I had come to Philadelphia by way of Stamford, Valentine's hometown, and mine as well. Like his old teammates and friends there who had been awed by Bobby V over the past 35 years, I hit mid-September sure that the 1999 playoffs would belong to him. Why not? We'd all grown up watching him, the most celebrated schoolboy star ever to come out of the state, and if Valentine hadn't achieved the greatness everyone once expected, we were sure it wasn't because of anything he lacked. Wasn't Valentine batting .302 for the Angels on May 17, 1973, when he suffered a gruesome compound fracture of his right leg in a collision with the centerfield wall at Anaheim Stadium?
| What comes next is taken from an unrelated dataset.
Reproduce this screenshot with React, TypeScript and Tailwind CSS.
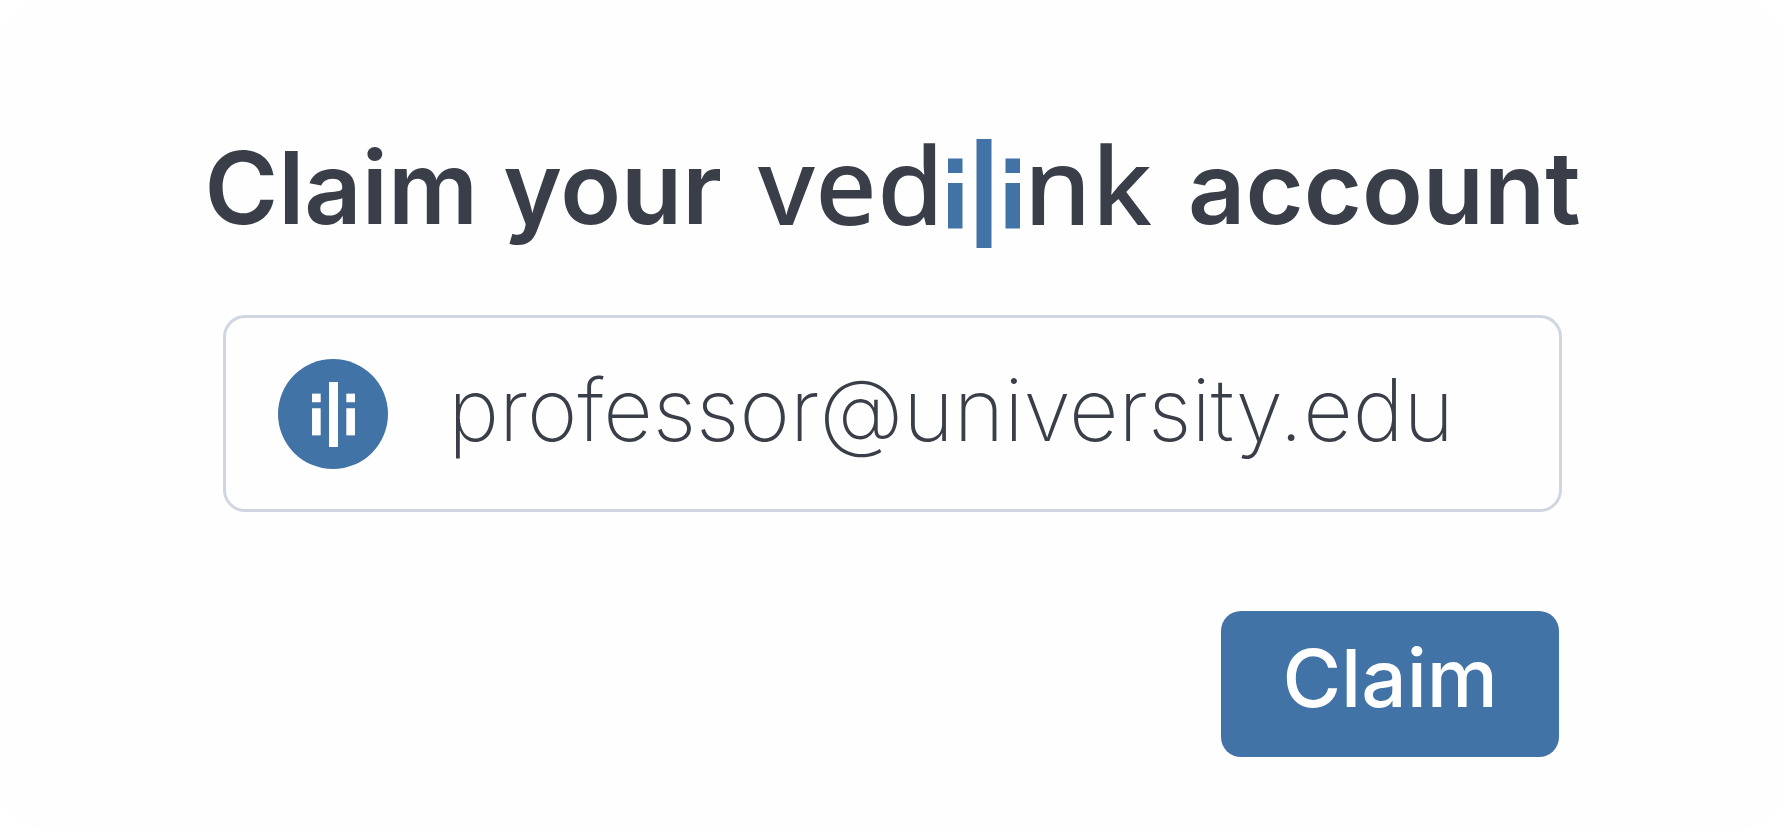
function Bars({ className }: { className: string }) {
  return (
    <svg viewBox="0 0 72 109" className={className} fill="currentColor" aria-hidden="true">
      <rect x="0" y="19.5" width="14.5" height="14.5" />
      <rect x="0" y="44" width="14.5" height="45.5" />
      <rect x="28.5" y="0" width="15" height="109" />
      <rect x="57.5" y="19.5" width="14.5" height="14.5" />
      <rect x="57.5" y="44" width="14.5" height="45.5" />
    </svg>
  );
}

function Wordmark() {
  return (
    <span className="flex items-end font-['Noto_Sans',sans-serif] text-[108px] leading-[112px] font-medium">
      <span className="pb-2">ved</span>
      <Bars className="mx-1 h-[109px] w-[72px] text-[#4273a6]" />
      <span className="pb-2">nk</span>
    </span>
  );
}

export default function App() {
  return (
    <div className="min-h-screen bg-white font-[Inter,sans-serif] text-[#393e49]">
      <main className="flex min-h-screen flex-col rounded-[48px] bg-[#fefefe] pt-32 pb-[73px]">
        <h1 className="flex items-center justify-center gap-9 text-[100px] leading-[120px] font-semibold whitespace-nowrap">
          <span>Claim your</span>
          <Wordmark />
          <span>account</span>
        </h1>
        <form className="mx-auto mt-[67px] flex w-3/4 flex-col items-end" onSubmit={(e) => e.preventDefault()}>
          <label className="flex w-full items-center rounded-[22px] border-[3px] border-[#cfd6e1] px-[52px] pt-[41px] pb-10">
            <span className="flex size-[110px] shrink-0 items-center justify-center rounded-full bg-[#4273a6]">
              <Bars className="h-[65px] w-[43px] text-white" />
            </span>
            <input
              type="email"
              aria-label="Email address"
              defaultValue="professor@university.edu"
              className="ml-[60px] h-[110px] min-w-0 flex-1 bg-transparent pb-2 text-[86px] leading-[102px] font-extralight outline-none"
            />
          </label>
          <button type="submit" className="mt-[99px] mr-[3px] rounded-[20px] bg-[#4273a6] px-[61px] pt-[14px] pb-[26px] text-[80px] leading-[106px] font-medium text-white">
            Claim
          </button>
        </form>
      </main>
    </div>
  );
}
Didn't everyone concede his baseball knowledge and drive, even while he managed overmatched teams in Texas and New York (chart, page 78)? This time, though, it seemed Valentine finally had all the pieces: baseball's best infield, a decent pitching staff, superstars such as Henderson and catcher Mike Piazza turning in huge years, not to mention the most dramatic turnaround of the baseball season. After a 27-28 start prompted general manager Steve Phillips to fire three of his coaches on June 5, Valentine stated that he should be replaced if the Mets did not dramatically improve over the next 55 games. The team then responded with an amazing 40-15 run. For the first time in his 12-year career as a major league manager, Valentine was heading for the playoffs. At 49, he was going to make it to the top, just the way Bobby V was always supposed to.